Les alliances dans le système mondial
La « pactomanie » est parfois présentée comme l’une des caractéristiques de notre temps, qui ne concevrait les relations internationales qu’en fonction des alliances. Il est vrai que l’accession à l’indépendance de tous les pays a multiplié le nombre des alliances, mais en tant que tel le phénomène est aussi ancien que la cohabitation des groupes humains.

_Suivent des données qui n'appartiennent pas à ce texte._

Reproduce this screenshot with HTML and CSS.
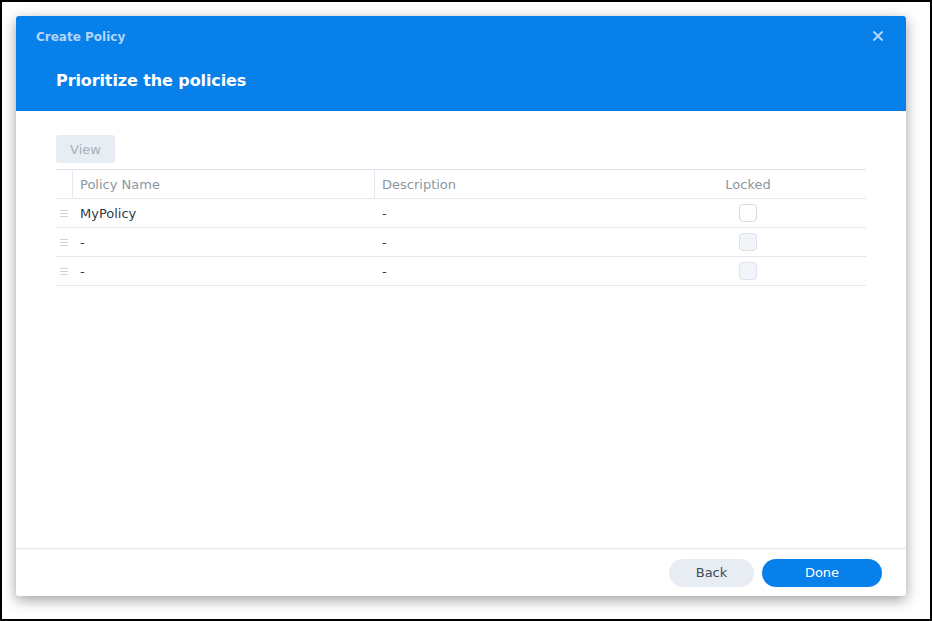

Charles Zorgbibe rappelle qu’en 1278 avant notre ère, le pharaon Ramsès II déclara « paix et fraternité » au roi des Hittites Hattousilis III par un traité gravé en hiéroglyphes dans le temple d’Amon à Kamak, dans lequel se trouve l’essentiel des stipulations des traités modernes.
Certains concepts essentiels n’ont guère changé depuis Thucydide et Polybe (hommes politiques et historiens athéniens), et ni les traités internationaux, ni les conventions d’arbitrage, ni les pactes de non-agression ne marquent de grandes nouveautés par rapport à ce que l’on pensait à l’époque de la guerre du Péloponnèse. Les alliances apparaissent ainsi comme une constante historique. L’intérêt du livre de Charles Zorgbibe est de les étudier en tant que facteurs du jeu international, donc d’aller au-delà de leur histoire même.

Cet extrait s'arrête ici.